**Directions for this task:** Track down the lines that contain "React" and copy them.

**Records for processing:**
[Start]

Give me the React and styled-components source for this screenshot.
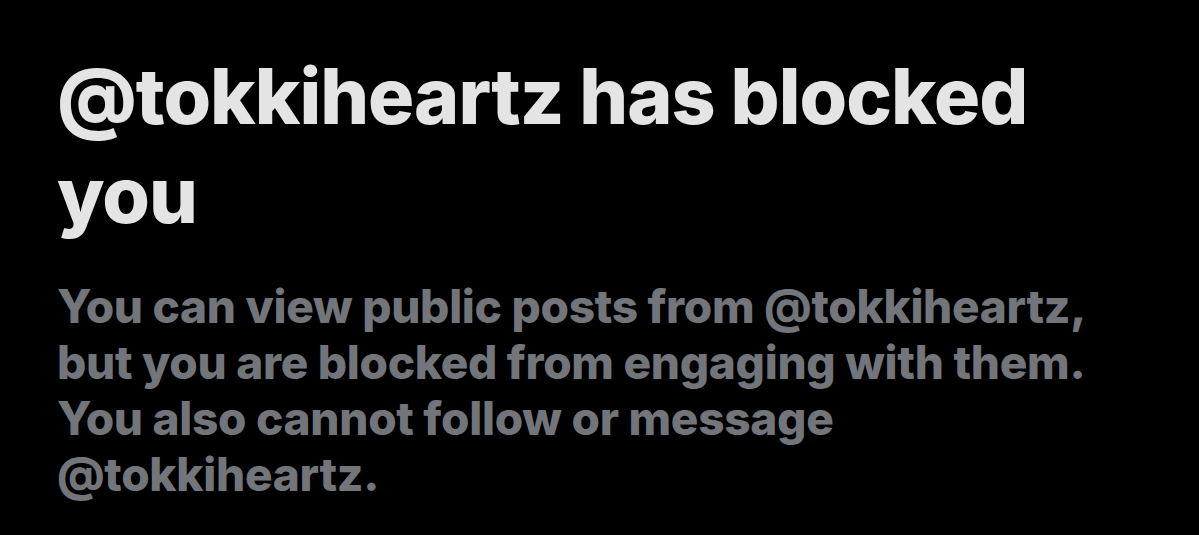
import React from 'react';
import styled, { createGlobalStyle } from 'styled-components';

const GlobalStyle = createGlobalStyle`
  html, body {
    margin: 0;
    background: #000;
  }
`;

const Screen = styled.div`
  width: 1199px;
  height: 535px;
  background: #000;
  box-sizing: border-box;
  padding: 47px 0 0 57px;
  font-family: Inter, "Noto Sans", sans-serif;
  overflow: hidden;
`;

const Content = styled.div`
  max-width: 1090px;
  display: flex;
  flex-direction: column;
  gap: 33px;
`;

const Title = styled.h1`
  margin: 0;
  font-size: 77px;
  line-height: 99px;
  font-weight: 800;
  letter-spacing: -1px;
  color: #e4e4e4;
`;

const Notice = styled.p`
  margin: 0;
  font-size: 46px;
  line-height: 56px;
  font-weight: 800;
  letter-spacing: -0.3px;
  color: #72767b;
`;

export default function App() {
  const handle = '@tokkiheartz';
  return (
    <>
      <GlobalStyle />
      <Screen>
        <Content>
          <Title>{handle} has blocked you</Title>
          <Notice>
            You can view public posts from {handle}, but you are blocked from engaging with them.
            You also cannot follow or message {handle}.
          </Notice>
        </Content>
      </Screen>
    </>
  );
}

[End]
[Start]

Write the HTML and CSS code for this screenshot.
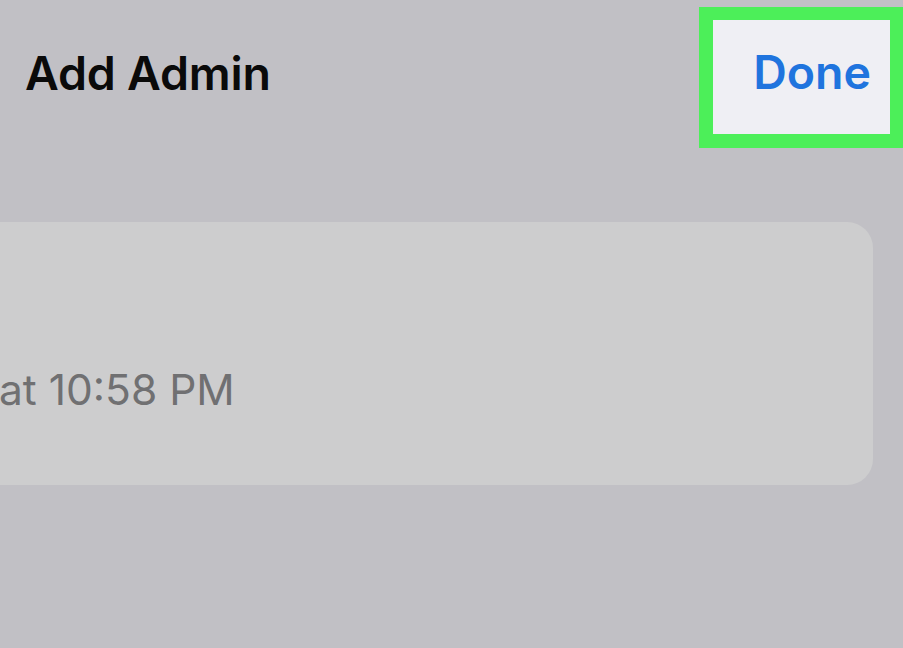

[End]

**Expected output:**
Give me the React and styled-components source for this screenshot.
import React from 'react';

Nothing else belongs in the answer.